À l'intérieur de sa tente, Hiba berce sa petite fille en se souvenant de la fuite de sa famille de la capitale du Darfour occidental, El Geneina, où se sont déroulées certaines des pires violences.
"Ils ont fait des choses tellement horribles", dit-elle à propos des attaquants, ajoutant que "la chose la plus importante est la santé et la sécurité - et encore plus la nourriture".
"Nous pouvons voir qu'ils ont souffert, beaucoup ont perdu des membres de leur famille", a déclaré Honnorat du PAM à propos des nouveaux arrivants, dont environ 90 pour cent sont des femmes et des enfants.
"On n'ose même pas demander où sont les hommes", ajoute-t-il. "Vous connaissez la réponse des autres - qu'ils ont souvent été tués.

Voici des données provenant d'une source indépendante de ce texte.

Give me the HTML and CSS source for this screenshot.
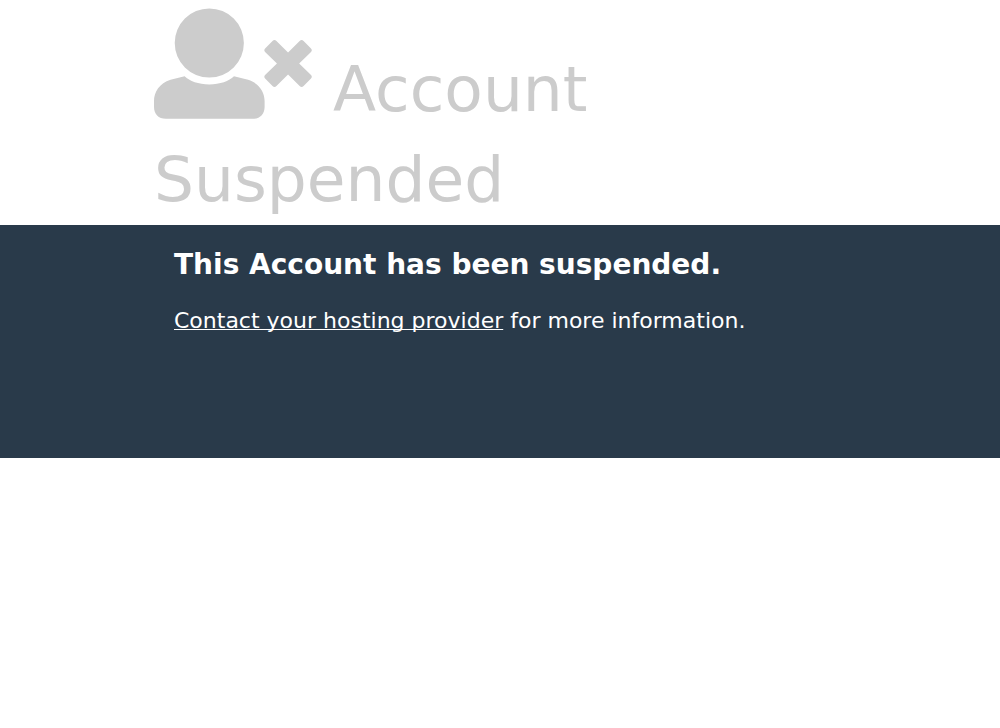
FILE: index.html
```html
<!DOCTYPE html>
<html lang="en">
<head>
<meta charset="utf-8">
<meta name="viewport" content="width=device-width, initial-scale=1">
<title>Account Suspended</title>
<link rel="stylesheet" href="styles.css">
</head>
<body>
<header class="container status">
<svg class="status-icon" viewBox="0 0 640 448" aria-hidden="true"><path d="M224 281a140 140 0 1 0 0-280a140 140 0 1 0 0 280zM124 276C144 296 180 309 224 309S304 296 324 276L381 290C426 304 448 340 448 376V400C448 428 430 448 400 448H48C18 448 0 428 0 400V376C0 340 22 304 67 290Z"/><path d="M588 224l47-46a11 11 0 0 0 0-16l-29-29a11 11 0 0 0-16 0l-47 46l-47-46a11 11 0 0 0-16 0l-29 29a11 11 0 0 0 0 16l47 46l-47 46a11 11 0 0 0 0 16l29 29a11 11 0 0 0 16 0l47-46l47 46a11 11 0 0 0 16 0l29-29a11 11 0 0 0 0-16z"/></svg>
<h1 class="status-title">Account Suspended</h1>
</header>
<main class="info">
<section class="container info-body">
<h2 class="info-heading">This Account has been suspended.</h2>
<p class="info-text"><a class="info-link" href="#">Contact your hosting provider</a> for more information.</p>
</section>
</main>
</body>
</html>
```
FILE: styles.css
```css
* {
  box-sizing: border-box;
}

body {
  margin: 0;
  background: #ffffff;
  color: #cccccc;
  font-family: "DejaVu Sans", sans-serif;
}

.container {
  width: 70%;
  margin: 0 auto;
}

.status {
  padding: 8px 4px 0;
}

.status-icon {
  width: 158px;
  height: 111px;
  margin-right: 16px;
  vertical-align: -8px;
  fill: #cccccc;
}

.status-title {
  display: inline;
  margin: 0;
  font-size: 63px;
  font-weight: 400;
  line-height: 90px;
}

.info {
  min-height: 233px;
  background: #293a4a;
  color: #ffffff;
}

.info-body {
  padding: 20px 24px;
}

.info-heading {
  margin: 0;
  font-size: 28px;
  line-height: 40px;
}

.info-text {
  margin: 20px 0 0;
  font-size: 22px;
  line-height: 32px;
}

.info-link {
  color: #ffffff;
  text-decoration-thickness: 1px;
  text-decoration-skip-ink: none;
  text-underline-offset: 1px;
}
```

Abuobida, dont le nom de famille n'a pas été divulgué pour des raisons de protection, compte parmi les hommes qui ont réussi à quitter le Soudan en vie. Comme Hiba, il est originaire d'El Geneina. Lui aussi a perdu des amis et des membres de sa famille dans les combats.
Rapport SOFI : Les conflits et le changement climatique réduisent l'accès à la nourriture et augmentent la faim
"Ils sont venus pour tuer des gens, alors ils étaient sur la route avec des motos, des armes et des voitures", se souvient-il. "Ils sont entrés dans les maisons et ont pris les affaires des gens.
Pendant son voyage pour se mettre à l'abri, il a vu des cadavres le long des routes. Abuobida est arrivé à Adre le mois dernier, seul et sans ressources. Sa famille l'a rejoint plus tard.
Il montre un petit sac de sorgho et une pile de vêtements à l'intérieur de la tente de la famille. "Nous n'avons rien d'autre", dit-il.
Beaucoup de ceux qui arrivent sont gravement blessés. Les enfants, en particulier, souffrent de malnutrition. Les cas les plus graves sont hospitalisés, le PAM fournissant des unités temporaires pour un hôpital de fortune et la logistique médicale. Mais pour certains des plus malades, il est trop tard.
"Chaque semaine, des enfants meurent", a déclaré M. Honnorat, du PAM, soulignant l'importance d'une prévention et d'un traitement précoces de la malnutrition.
Alors que le conflit soudanais entre dans son quatrième mois, le Tchad ne connaît pas non plus de répit.
"C'est une crise grave", a ajouté M. Honnorat, "et le problème, c'est qu'il y a beaucoup plus de gens qui arrivent".
Le PAM a besoin d'urgence de 157 millions de dollars pour venir en aide à quelque 2 millions de personnes qui en ont le plus besoin au Tchad et pour stabiliser une situation qui se détériore.